Your answer should be a single number: the count of lines that hold the word "components".

Data supplied:

***

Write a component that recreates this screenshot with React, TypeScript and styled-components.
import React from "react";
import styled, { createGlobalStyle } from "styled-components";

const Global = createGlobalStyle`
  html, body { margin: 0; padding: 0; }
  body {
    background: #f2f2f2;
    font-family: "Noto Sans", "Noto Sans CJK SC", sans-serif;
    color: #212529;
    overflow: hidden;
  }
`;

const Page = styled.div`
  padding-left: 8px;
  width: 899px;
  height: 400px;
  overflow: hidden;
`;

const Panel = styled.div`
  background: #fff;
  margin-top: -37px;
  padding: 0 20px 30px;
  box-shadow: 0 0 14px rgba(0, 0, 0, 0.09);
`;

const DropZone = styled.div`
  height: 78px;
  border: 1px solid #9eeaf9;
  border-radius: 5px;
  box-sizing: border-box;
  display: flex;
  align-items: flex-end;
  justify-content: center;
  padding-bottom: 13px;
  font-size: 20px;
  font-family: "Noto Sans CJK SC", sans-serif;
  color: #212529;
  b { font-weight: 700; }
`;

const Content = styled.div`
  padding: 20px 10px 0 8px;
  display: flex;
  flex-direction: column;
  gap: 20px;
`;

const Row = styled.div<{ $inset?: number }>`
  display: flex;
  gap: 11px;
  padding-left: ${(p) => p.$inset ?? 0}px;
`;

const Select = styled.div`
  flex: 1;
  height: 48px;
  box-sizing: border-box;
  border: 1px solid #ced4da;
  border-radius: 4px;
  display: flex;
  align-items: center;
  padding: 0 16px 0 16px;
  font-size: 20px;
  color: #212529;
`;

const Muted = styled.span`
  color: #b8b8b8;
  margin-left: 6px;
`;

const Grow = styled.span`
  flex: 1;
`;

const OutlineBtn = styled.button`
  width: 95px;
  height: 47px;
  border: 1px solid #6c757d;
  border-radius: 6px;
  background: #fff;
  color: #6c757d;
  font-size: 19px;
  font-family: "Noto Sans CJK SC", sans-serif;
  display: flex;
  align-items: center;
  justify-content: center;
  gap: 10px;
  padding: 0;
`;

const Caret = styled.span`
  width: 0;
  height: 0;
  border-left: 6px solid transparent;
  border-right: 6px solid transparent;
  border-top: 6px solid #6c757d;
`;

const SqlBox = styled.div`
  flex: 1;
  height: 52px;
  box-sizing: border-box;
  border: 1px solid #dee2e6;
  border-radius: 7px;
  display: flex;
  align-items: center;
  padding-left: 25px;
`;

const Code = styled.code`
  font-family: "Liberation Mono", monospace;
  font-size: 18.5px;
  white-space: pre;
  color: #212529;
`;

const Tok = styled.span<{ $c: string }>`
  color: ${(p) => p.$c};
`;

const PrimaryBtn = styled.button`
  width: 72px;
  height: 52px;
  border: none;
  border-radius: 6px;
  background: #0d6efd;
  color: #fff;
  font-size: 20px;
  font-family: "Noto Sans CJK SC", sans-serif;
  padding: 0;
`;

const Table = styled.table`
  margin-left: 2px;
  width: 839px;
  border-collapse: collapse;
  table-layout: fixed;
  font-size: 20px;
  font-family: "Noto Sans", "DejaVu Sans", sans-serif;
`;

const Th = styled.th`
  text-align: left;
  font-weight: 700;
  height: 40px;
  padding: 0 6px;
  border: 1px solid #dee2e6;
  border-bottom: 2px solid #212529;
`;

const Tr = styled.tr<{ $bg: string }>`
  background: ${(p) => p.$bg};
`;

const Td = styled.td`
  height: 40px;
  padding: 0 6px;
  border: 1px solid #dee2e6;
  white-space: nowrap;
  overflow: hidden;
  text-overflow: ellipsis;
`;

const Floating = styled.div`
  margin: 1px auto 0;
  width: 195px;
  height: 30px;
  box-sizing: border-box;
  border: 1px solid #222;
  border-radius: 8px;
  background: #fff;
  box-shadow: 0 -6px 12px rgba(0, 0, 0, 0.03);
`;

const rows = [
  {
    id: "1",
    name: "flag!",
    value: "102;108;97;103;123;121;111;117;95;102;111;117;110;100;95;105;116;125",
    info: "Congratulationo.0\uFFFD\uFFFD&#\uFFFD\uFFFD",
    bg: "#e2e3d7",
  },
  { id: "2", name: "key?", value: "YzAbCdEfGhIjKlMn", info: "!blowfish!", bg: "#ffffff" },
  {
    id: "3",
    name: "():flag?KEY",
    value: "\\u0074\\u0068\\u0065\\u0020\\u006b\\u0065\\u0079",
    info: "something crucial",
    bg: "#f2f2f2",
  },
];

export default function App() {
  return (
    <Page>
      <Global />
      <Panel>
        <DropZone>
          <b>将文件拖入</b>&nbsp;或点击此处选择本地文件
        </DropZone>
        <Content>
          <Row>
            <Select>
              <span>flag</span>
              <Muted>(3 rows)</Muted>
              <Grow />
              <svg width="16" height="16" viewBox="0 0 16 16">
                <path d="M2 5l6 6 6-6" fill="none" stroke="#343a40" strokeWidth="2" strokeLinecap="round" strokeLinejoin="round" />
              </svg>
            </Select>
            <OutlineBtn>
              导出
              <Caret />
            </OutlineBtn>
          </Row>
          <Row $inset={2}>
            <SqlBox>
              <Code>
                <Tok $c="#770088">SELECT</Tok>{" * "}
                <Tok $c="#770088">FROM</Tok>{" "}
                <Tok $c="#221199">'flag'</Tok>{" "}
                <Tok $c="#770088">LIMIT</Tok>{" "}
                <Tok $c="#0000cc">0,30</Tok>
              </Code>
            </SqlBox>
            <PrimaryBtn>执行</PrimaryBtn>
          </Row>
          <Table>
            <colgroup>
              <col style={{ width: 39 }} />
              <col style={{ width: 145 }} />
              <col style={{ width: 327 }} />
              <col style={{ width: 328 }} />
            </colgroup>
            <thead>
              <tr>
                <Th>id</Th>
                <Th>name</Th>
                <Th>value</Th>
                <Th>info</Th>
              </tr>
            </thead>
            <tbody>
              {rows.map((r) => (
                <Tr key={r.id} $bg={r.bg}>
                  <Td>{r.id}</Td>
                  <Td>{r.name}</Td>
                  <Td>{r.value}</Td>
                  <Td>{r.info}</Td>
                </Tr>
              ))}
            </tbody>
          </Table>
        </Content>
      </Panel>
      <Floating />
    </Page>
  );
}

***

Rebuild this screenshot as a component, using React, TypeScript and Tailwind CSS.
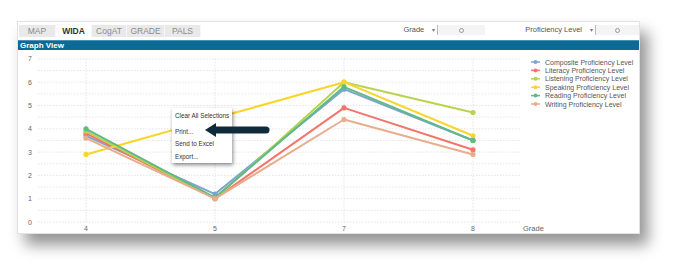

***

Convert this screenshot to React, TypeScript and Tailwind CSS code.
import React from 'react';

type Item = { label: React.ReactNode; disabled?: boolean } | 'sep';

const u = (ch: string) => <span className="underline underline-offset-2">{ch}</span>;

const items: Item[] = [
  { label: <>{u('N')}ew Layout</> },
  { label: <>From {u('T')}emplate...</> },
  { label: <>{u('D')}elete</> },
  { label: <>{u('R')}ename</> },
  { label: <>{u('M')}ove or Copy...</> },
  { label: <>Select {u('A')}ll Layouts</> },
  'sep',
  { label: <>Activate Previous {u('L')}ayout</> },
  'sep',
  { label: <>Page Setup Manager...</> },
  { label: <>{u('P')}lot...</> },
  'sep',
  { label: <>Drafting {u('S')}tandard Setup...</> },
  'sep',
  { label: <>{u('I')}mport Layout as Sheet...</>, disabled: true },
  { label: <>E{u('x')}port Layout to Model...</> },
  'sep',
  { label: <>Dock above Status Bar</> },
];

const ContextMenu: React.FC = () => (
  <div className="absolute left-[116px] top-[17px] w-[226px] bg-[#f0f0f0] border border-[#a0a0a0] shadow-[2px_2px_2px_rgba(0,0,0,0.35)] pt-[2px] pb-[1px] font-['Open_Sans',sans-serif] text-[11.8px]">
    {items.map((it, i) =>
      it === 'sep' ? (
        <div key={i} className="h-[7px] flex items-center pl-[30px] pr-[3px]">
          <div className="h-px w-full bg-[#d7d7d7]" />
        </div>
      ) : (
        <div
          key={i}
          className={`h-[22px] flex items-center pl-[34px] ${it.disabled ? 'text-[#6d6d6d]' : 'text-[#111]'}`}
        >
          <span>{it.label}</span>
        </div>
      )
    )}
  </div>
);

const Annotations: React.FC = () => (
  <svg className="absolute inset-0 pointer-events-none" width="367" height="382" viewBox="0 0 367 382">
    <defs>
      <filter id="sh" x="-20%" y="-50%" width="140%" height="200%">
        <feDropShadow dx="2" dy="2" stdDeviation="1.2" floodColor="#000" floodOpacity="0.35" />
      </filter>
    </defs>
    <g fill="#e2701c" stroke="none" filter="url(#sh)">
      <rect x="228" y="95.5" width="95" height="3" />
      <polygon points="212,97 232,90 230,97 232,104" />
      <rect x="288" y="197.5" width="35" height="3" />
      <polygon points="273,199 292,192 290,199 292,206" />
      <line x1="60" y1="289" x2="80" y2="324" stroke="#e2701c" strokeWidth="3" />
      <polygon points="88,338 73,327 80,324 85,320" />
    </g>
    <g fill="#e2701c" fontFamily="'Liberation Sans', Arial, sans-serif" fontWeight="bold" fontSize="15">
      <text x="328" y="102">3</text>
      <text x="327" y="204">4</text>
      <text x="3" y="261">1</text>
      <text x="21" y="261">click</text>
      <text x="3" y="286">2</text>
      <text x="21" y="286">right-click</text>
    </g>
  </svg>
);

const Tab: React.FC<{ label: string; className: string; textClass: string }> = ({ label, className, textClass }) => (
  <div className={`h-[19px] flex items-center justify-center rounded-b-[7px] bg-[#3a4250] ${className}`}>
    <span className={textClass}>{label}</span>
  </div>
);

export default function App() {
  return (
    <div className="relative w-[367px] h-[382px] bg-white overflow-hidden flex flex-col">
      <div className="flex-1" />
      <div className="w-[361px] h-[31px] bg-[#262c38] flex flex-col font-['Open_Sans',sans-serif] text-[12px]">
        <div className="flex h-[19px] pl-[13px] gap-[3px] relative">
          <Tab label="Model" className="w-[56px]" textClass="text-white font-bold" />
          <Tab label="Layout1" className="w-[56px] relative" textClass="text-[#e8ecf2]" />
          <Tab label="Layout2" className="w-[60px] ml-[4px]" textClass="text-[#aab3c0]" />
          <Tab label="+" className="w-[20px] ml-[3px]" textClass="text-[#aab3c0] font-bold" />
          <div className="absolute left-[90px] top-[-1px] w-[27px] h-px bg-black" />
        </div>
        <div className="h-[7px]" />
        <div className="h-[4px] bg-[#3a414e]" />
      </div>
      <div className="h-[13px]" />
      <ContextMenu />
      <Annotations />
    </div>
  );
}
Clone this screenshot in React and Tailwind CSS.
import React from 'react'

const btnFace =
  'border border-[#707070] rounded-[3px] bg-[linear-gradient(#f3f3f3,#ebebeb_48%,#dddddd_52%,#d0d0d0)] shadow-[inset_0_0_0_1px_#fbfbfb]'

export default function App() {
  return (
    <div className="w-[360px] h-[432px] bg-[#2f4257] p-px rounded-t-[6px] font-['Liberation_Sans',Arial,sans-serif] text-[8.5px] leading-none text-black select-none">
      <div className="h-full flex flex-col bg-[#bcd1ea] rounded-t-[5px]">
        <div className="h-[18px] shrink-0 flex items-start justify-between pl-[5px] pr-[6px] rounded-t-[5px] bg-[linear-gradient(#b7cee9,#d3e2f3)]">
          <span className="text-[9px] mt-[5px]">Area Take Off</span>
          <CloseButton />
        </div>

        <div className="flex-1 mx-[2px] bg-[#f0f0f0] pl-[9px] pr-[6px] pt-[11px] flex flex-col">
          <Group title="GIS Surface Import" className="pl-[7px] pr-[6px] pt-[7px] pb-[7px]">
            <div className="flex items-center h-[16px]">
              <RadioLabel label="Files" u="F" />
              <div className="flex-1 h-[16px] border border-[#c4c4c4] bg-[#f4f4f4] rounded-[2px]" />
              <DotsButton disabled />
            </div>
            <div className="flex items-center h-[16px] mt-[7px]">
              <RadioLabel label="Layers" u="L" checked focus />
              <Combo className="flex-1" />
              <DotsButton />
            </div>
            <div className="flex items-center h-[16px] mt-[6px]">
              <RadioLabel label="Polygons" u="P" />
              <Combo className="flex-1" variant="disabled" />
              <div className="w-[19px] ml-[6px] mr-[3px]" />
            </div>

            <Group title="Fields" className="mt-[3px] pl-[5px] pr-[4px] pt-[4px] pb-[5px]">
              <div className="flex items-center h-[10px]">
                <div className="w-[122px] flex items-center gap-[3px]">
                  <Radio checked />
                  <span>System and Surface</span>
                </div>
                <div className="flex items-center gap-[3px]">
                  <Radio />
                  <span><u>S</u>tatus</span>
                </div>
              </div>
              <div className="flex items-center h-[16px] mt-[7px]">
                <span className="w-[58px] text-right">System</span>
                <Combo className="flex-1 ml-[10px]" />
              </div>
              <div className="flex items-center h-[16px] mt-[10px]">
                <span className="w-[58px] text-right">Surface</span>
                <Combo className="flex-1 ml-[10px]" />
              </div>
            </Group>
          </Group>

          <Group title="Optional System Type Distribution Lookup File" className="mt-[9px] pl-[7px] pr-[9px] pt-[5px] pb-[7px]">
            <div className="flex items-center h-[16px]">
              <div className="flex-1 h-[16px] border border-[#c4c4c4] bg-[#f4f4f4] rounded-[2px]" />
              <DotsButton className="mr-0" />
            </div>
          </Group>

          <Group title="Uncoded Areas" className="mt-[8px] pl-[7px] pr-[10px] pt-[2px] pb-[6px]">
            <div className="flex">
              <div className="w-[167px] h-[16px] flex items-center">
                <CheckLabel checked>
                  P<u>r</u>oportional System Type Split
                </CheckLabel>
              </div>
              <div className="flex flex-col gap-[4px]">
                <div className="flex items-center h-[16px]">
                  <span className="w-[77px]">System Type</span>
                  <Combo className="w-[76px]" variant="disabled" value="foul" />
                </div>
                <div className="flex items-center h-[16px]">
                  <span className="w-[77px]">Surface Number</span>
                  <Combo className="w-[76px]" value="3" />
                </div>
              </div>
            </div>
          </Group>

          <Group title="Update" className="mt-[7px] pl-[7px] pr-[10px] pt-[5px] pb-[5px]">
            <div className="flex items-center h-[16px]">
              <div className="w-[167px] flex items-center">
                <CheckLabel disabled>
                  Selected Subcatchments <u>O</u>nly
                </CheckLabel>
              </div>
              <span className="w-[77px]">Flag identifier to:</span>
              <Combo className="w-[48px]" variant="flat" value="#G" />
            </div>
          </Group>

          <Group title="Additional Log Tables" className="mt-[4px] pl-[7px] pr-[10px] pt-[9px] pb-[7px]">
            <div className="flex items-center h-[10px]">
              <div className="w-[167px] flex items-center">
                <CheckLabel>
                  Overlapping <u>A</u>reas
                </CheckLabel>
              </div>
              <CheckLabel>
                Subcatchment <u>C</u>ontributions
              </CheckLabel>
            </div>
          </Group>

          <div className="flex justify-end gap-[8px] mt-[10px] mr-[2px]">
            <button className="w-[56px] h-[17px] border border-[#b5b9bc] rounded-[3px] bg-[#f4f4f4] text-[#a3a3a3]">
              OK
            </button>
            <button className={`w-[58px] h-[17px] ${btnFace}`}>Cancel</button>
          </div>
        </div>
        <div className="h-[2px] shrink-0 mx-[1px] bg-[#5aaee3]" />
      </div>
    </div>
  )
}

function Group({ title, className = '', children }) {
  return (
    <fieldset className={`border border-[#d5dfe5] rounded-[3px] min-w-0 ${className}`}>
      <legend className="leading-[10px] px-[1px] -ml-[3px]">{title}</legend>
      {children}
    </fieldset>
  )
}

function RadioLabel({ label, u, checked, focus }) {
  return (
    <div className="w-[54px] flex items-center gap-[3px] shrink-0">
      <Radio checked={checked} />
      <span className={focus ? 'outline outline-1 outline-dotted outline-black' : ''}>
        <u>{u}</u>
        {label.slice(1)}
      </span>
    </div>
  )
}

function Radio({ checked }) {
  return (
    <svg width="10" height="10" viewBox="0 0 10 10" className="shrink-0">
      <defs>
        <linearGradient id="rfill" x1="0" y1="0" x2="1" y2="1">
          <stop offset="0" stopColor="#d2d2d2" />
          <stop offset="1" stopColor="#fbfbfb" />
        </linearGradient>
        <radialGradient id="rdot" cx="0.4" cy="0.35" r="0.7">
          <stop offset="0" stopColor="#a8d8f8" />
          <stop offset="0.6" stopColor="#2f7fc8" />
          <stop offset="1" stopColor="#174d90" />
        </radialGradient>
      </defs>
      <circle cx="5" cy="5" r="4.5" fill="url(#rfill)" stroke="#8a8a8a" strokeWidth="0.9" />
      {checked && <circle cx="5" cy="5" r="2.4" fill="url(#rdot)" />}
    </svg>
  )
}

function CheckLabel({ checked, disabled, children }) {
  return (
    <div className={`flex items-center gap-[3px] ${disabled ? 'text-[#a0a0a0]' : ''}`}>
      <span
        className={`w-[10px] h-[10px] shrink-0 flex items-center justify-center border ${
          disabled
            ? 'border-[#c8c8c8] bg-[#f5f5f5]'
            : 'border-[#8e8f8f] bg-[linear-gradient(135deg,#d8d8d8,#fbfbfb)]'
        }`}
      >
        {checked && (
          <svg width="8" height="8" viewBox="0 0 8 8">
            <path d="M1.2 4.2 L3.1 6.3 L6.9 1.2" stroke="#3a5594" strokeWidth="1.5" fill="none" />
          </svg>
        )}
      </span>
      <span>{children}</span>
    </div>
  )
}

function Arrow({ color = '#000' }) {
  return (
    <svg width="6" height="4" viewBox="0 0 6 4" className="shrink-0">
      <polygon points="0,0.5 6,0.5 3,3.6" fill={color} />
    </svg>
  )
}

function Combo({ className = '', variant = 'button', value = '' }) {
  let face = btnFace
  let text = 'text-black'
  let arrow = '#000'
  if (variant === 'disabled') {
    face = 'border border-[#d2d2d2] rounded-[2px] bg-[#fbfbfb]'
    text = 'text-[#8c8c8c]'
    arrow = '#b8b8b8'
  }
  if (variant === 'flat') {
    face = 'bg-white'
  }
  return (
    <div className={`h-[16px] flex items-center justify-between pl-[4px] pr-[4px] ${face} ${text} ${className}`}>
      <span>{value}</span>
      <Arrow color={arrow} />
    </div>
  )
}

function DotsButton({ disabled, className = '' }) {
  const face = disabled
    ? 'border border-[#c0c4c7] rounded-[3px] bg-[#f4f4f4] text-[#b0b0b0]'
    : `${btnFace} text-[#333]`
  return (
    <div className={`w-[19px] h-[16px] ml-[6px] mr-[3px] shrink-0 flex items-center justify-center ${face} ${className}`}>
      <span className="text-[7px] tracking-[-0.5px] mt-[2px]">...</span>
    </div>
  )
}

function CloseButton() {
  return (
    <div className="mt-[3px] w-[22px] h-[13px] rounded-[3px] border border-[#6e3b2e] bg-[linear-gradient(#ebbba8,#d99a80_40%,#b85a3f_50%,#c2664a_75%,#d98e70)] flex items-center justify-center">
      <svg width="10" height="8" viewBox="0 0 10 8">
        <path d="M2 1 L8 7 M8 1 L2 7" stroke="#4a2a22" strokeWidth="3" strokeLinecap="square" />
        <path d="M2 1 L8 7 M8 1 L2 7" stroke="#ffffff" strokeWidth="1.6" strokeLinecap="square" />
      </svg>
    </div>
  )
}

***

The response: 2